A piauí enviou questionamentos à defesa do procurador federal Virgílio de Oliveira Filho sobre sua atuação no INSS e sobre os indícios que a PF citou contra ele, como o pagamento de cerca de 12 milhões à esposa a partir de 2022. O advogado Mauricio Moscardi, ex-delegado da PF, disse que não serão prestados esclarecimentos à imprensa, neste momento, “em respeito ao direito ao silêncio, que é uma prerrogativa constitucional da defesa, especialmente diante da ausência de acesso integral aos autos e da necessidade de uma análise mais aprofundada dos elementos que os compõem”.
“Tão logo a defesa tenha pleno acesso aos documentos e provas constantes do processo, nosso cliente se manifestará oportunamente e com total transparência, dentro dos limites legais e no momento apropriado”, complementou o advogado.
Após a primeira fase da Operação Sem Desconto, a Polícia Federal ampliou o escopo da investigação a partir do material apreendido em mandados de busca.
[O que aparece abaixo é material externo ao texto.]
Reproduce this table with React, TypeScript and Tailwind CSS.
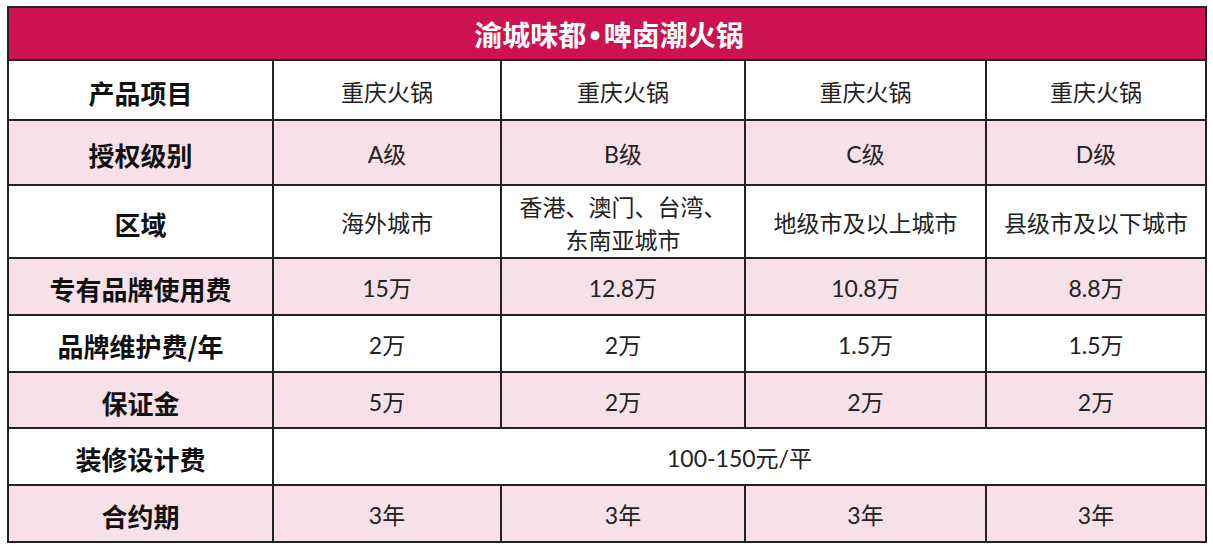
import React from 'react';

type Row = {
  label: string;
  cells: React.ReactNode[];
  h: string;
  pink?: boolean;
  span?: boolean;
};

const rows: Row[] = [
  { label: '产品项目', cells: ['重庆火锅', '重庆火锅', '重庆火锅', '重庆火锅'], h: 'h-[60px]' },
  { label: '授权级别', cells: ['A级', 'B级', 'C级', 'D级'], h: 'h-[65px]', pink: true },
  {
    label: '区域',
    cells: [
      '海外城市',
      <span className="leading-[33px]">香港、澳门、台湾、<br />东南亚城市</span>,
      '地级市及以上城市',
      '县级市及以下城市',
    ],
    h: 'h-[73px]',
  },
  { label: '专有品牌使用费', cells: ['15万', '12.8万', '10.8万', '8.8万'], h: 'h-[57px]', pink: true },
  { label: '品牌维护费/年', cells: ['2万', '2万', '1.5万', '1.5万'], h: 'h-[57px]' },
  { label: '保证金', cells: ['5万', '2万', '2万', '2万'], h: 'h-[56px]', pink: true },
  { label: '装修设计费', cells: ['100-150元/平'], h: 'h-[57px]', span: true },
  { label: '合约期', cells: ['3年', '3年', '3年', '3年'], h: 'h-[57px]', pink: true },
];

export default function App() {
  return (
    <div className="w-[1213px] h-[546px] bg-white pt-[6px] pl-[7px] font-['Lato','Noto_Sans_CJK_SC',sans-serif]">
      <div className="grid w-[1200px] grid-cols-[265px_228px_244px_241px_220px] border-l-2 border-t-2 border-[#222]">
        {/* title band */}
        <div className="col-span-5 flex h-[53px] items-center justify-center border-b-2 border-r-2 border-[#222] bg-[#cc1250] pl-[4px] font-['Noto_Sans_CJK_SC',sans-serif] text-[28px] font-bold text-white">
          渝城味都<span className="px-[3px] font-['Lato',sans-serif] text-[20px]">•</span>啤卤潮火锅
        </div>

        {rows.map((row, i) => (
          <React.Fragment key={i}>
            <div
              className={`flex items-center justify-center border-b-2 border-r-2 border-[#222] pt-[4px] font-['Noto_Sans_CJK_SC',sans-serif] text-[26px] font-bold text-[#111] ${row.h} ${row.pink ? 'bg-[#f8e0e8]' : 'bg-white'}`}
            >
              {row.label}
            </div>
            {row.cells.map((c, j) => (
              <div
                key={j}
                className={`flex items-center justify-center border-b-2 border-r-2 border-[#222] pt-[4px] text-center text-[23px] text-[#222] ${row.h} ${row.pink ? 'bg-[#f8e0e8]' : 'bg-white'} ${row.span ? 'col-span-4' : ''}`}
              >
                {c}
              </div>
            ))}
          </React.Fragment>
        ))}
      </div>
    </div>
  );
}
Entre os documentos está um caderno de anotações de uma secretária de Antonio Carlos Camilo Antunes — o “Careca do INSS” — no qual aparecem, manuscritas, as expressões “5% Stefa” e “5% Virgílio”. A menção a percentuais que podem estar vinculados aos nomes do então presidente do INSS, Alessandro Stefanutto, e do procurador-geral, Oliveira Filho, está sob apuração.
O total de descontos associativos aplicados nos contracheques de aposentados e pensionistas, com ou sem consentimento, já ultrapassa 10 bilhões de reais — boa parte destinada a entidades de fachada. O escândalo evidencia não apenas a sofisticação do esquema, mas a profundidade da captura institucional em uma engrenagem que, operando nos bastidores, corroeu silenciosamente os fundamentos de proteção social do Estado.